Ginger Cookie Recipe
with many “mothers”
Lucy Wheaton, Lucille Lord, Karen Smith
Ingredients:
1 Cup white sugar
¾ Cup softened butter (1-1/2 sticks of butter)
1 Egg
¼ Cup x-strength molasses
2 Cups white flour
2 Teaspoons baking soda
1 Teaspoon regular salt
1 Teaspoon ground cinnamon
1 Teaspoon ground cloves
1 Teaspoon ground ginger
Equipment: Standing electric mixer, two large cookie
sheets, cooling rack, spatula and melon-ball with small
scoop and squeezable handle. Glass or bottle with
FLAT bottom.
With an electric mixer, cream the sugar and softened
butter. Add the egg and mix thoroughly. Add the
molasses and mix until it is all blended.
Sift the dry ingredients together and add to the
mixing bowl more-or-less cupful by cupful.
When the dough is thoroughly mixed (check the
bottom of the mixer bowl for unincorporated dry
ingredients), remove from the stand and
refrigerate dough for a couple of hours or overnight.

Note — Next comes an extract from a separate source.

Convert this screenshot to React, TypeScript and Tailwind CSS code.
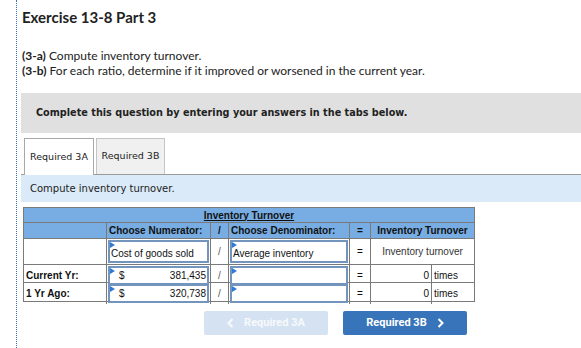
import React from "react";

const Tri = () => (
  <span className="absolute left-0 top-0 w-0 h-0 border-l-[5px] border-l-[#2f7ad6] border-y-[3px] border-y-transparent" />
);

const InputCell = ({ children, className = "" }: { children?: React.ReactNode; className?: string }) => (
  <div className={`relative h-full border-2 border-[#7395bd] bg-white flex items-center ${className}`}>
    <Tri />
    {children}
  </div>
);

export default function App() {
  const arial = { fontFamily: '"Liberation Sans", Arial, sans-serif' };
  return (
    <div className="w-[581px] h-[348px] bg-white overflow-hidden">
      <div className="ml-[16px] h-[348px] border-l border-dotted border-[#3b6fc0] pl-[4px]">
        <div
          className="pt-[8px] pl-[1px] text-[15px] font-bold leading-[18px] text-[#222]"
          style={{ fontFamily: 'Lato, "Open Sans", sans-serif' }}
        >
          Exercise 13-8 Part 3
        </div>
        <div
          className="mt-[22px] pl-[1px] text-[12px] leading-[15px] text-[#222]"
          style={{ fontFamily: 'Lato, "Open Sans", sans-serif' }}
        >
          <div>
            <span className="font-bold">(3-a)</span> Compute inventory turnover.
          </div>
          <div>
            <span className="font-bold">(3-b)</span> For each ratio, determine if it improved or worsened in the current year.
          </div>
        </div>
        <div
          className="mt-[15px] h-[40px] bg-[#e0e0e0] flex items-center pl-[15px] text-[9.7px] font-bold text-[#222]"
          style={{ fontFamily: '"DejaVu Sans", Verdana, sans-serif' }}
        >
          Complete this question by entering your answers in the tabs below.
        </div>
        <div
          className="mt-[5px] flex items-end border-b border-[#9a9a9a] pl-[3px] gap-[2px] h-[37px]"
          style={{ fontFamily: '"DejaVu Sans", Verdana, sans-serif' }}
        >
          <div className="w-[70px] h-[37px] -mb-px bg-white border border-b-0 border-[#a8a8a8] flex items-center justify-center text-[9.5px] text-[#222]">
            Required 3A
          </div>
          <div className="w-[69px] h-[36px] bg-[#f0f0f0] border border-b-0 border-[#c4c4c4] flex items-center justify-center text-[9.5px] text-[#222]">
            Required 3B
          </div>
        </div>
        <div
          className="h-[27px] bg-[#daeaf8] flex items-center pl-[9px] text-[10px] text-[#222]"
          style={{ fontFamily: '"DejaVu Sans", Verdana, sans-serif' }}
        >
          Compute inventory turnover.
        </div>
        <div className="mt-[5px] ml-[2px] w-[452px] text-[10px] text-[#111]" style={arial}>
          <div className="border border-[#7a7a7a]">
            <div className="h-[14px] bg-[#78ade3] flex items-center justify-center font-bold underline leading-none pt-[1px]">
              Inventory Turnover
            </div>
            <div className="grid grid-cols-[83px_104px_18px_121px_21px_1fr] h-[16px] bg-[#78ade3] border-t border-[#7a7a7a] font-bold">
              <div className="border-r border-[#7a7a7a]" />
              <div className="border-r border-[#7a7a7a] flex items-center pl-[2px]">Choose Numerator:</div>
              <div className="border-r border-[#7a7a7a] flex items-center justify-center">/</div>
              <div className="border-r border-[#7a7a7a] flex items-center pl-[2px]">Choose Denominator:</div>
              <div className="border-r border-[#7a7a7a] flex items-center justify-center">=</div>
              <div className="flex items-center justify-center">Inventory Turnover</div>
            </div>
            <div className="grid grid-cols-[83px_104px_18px_121px_21px_1fr] h-[26px] border-t border-[#7a7a7a]">
              <div className="border-r border-[#7a7a7a]" />
              <div className="border-r border-[#7a7a7a] p-[1px]">
                <InputCell className="pl-[1px] pt-[3px]">Cost of goods sold</InputCell>
              </div>
              <div className="border-r border-[#7a7a7a] flex items-center justify-center text-[#555]">/</div>
              <div className="border-r border-[#7a7a7a] p-[1px]">
                <InputCell className="pl-[1px] pt-[3px]">Average inventory</InputCell>
              </div>
              <div className="border-r border-[#7a7a7a] flex items-center justify-center">=</div>
              <div className="flex items-center justify-center text-[#333]">Inventory turnover</div>
            </div>
            {[
              ["Current Yr:", "381,435"],
              ["1 Yr Ago:", "320,738"],
            ].map(([label, val], i) => (
              <div
                key={label}
                className={`grid grid-cols-[83px_104px_18px_121px_21px_61px_1fr] ${i === 0 ? "h-[18px]" : "h-[19px]"} border-t border-[#7a7a7a]`}
              >
                <div className="border-r border-[#7a7a7a] flex items-center pl-[2px] font-bold">{label}</div>
                <div className="border-r border-[#7a7a7a] p-[1px]">
                  <InputCell className="justify-between px-[1px]">
                    <span className="pl-[8px]">$</span>
                    <span>{val}</span>
                  </InputCell>
                </div>
                <div className="border-r border-[#7a7a7a] flex items-center justify-center text-[#555]">/</div>
                <div className="border-r border-[#7a7a7a] p-[1px]">
                  <InputCell />
                </div>
                <div className="border-r border-[#7a7a7a] flex items-center justify-center">=</div>
                <div className="border-r border-[#7a7a7a] flex items-center justify-end pr-[2px]">0</div>
                <div className="flex items-center pl-[2px]">times</div>
              </div>
            ))}
          </div>
        </div>
        <div
          className="mt-[9px] flex gap-[15px] pl-[183px] text-[11px] font-bold text-white"
          style={{ fontFamily: 'Roboto, "Open Sans", sans-serif' }}
        >
          <div className="w-[124px] h-[24px] bg-[#d5e2f1] rounded-[2px] flex items-center justify-center gap-[10px] text-[#f7f9fc]">
            <svg width="7" height="10" viewBox="0 0 7 10">
              <path d="M5.5 1 L1.5 5 L5.5 9" stroke="currentColor" strokeWidth="2" fill="none" />
            </svg>
            <span>Required 3A</span>
          </div>
          <div className="w-[124px] h-[24px] bg-[#3874ba] rounded-[2px] flex items-center justify-center gap-[10px]">
            <span>Required 3B</span>
            <svg width="7" height="10" viewBox="0 0 7 10">
              <path d="M1.5 1 L5.5 5 L1.5 9" stroke="currentColor" strokeWidth="2" fill="none" />
            </svg>
          </div>
        </div>
      </div>
    </div>
  );
}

When you’re ready to bake, scoop 12 small scoops
of the dough and arrange on an unbuttered cookie
sheet. Butter the bottom of the flat-bottomed glass
or bottle, dip the buttered bottom in a bowl of sugar
and, working one-by-one, flatten each ball of dough
on the sheet. Then take a teaspoonful of sugar and
tap each cookie to make a little “sugar moon.”
Bake in a 350 degree oven for approximately 7-1/2 to
8 minutes. Remove to a baking rack while hot. Run
cold water over the baking sheet to cool it before
preparing the next batch.
As a batch of cookies bakes, you prepare the next
batch on the second cookie sheet. Etc., etc.